Toute la première partie de l’ouvrage est ainsi consacrée à l’étude de la fameuse rive gauche de Paris, ce quartier latin qui est le cœur intellectuel de la capitale. À travers l’étude de la vie universitaire, du mélange et des rencontres entre les moines, les juristes, les clercs, naissent des échanges intellectuels féconds qui donnent naissance à cet esprit de corps.

La deuxième partie évoque, elle, la tourmente politique. Tourmente de l’Église qui subit un schisme terrible, partagée entre Rome et Avignon. Tourmente des politiques, depuis l’assassinat de Louis d’Orléans (1407) et la vague de contestation qui provoque l’apologie du tyrannicide. Tourmente sociale, avec le mouvement de Caboche et de Jean Petit, qui se développe en parallèle d’une tourmente dynastique, puisque la France n’a pas choisi celui qui serait son roi. Ces trois France qui se confrontent (Armagnacs, Bourguignons, Anglais) ne peuvent laisser indifférent le monde des professeurs et des universitaires. Bien sûr, il faut choisir. Face à cela juges et maîtres sont désemparés et désorientés, si bien qu’ils tentent de se mettre dans les pas du vainqueur ; jusqu’à condamner une innocente.

Pierre Cauchon est donc bien plus qu’un prétexte : il est un moyen de démêler un drame historique, un nœud coulant politique qui enserre la vie française et qui questionne les médiévistes.
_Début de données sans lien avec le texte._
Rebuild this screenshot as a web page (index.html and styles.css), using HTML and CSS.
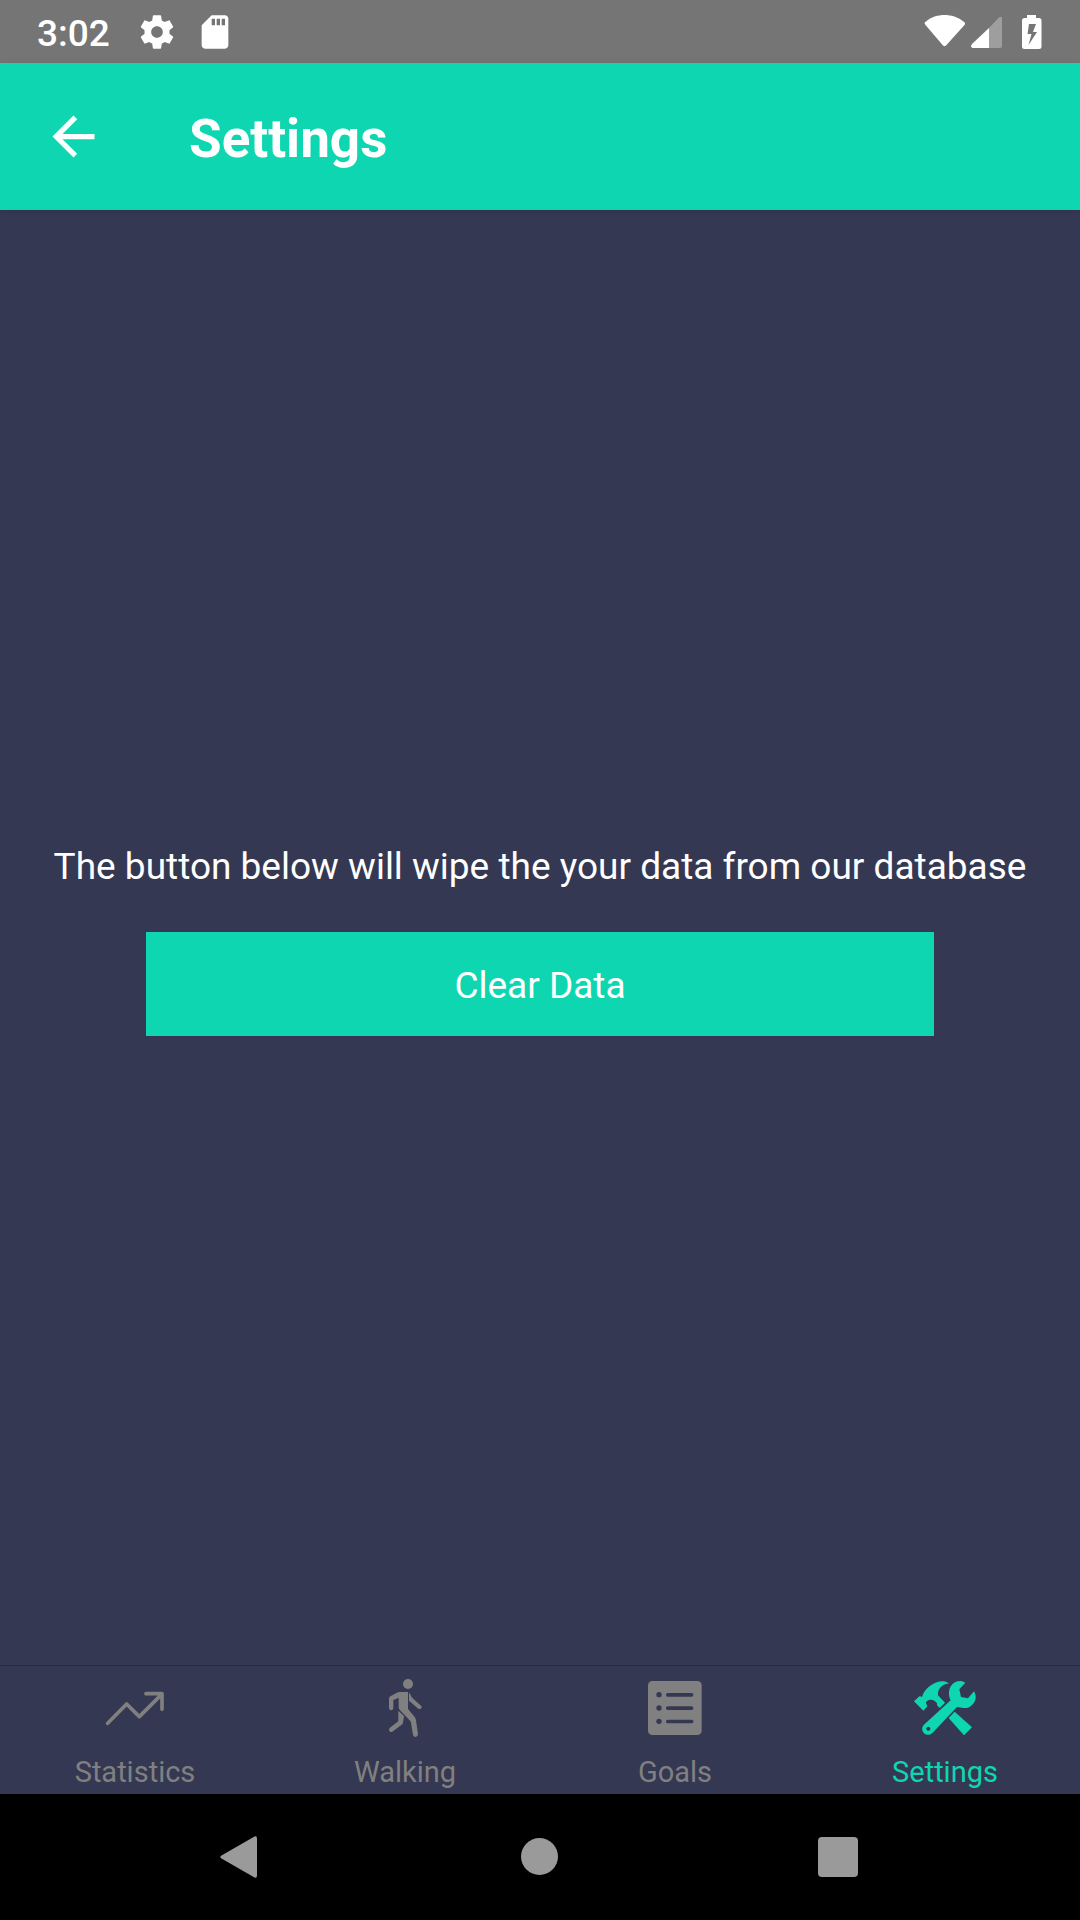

Il est aussi un moyen de dénouer les liens entre l’Église et l’État, et de voir comment l’État peut se servir de la caution de l’Église pour faire aboutir ses procès politiques et pour accroître sa main mise. Cauchon n’est donc pas un traître, et encore moins le traître national. C’est un évêque entré dans une machine politique soutenue par bons nombres de Français qui a ratée son entrée dans la machine de la postérité.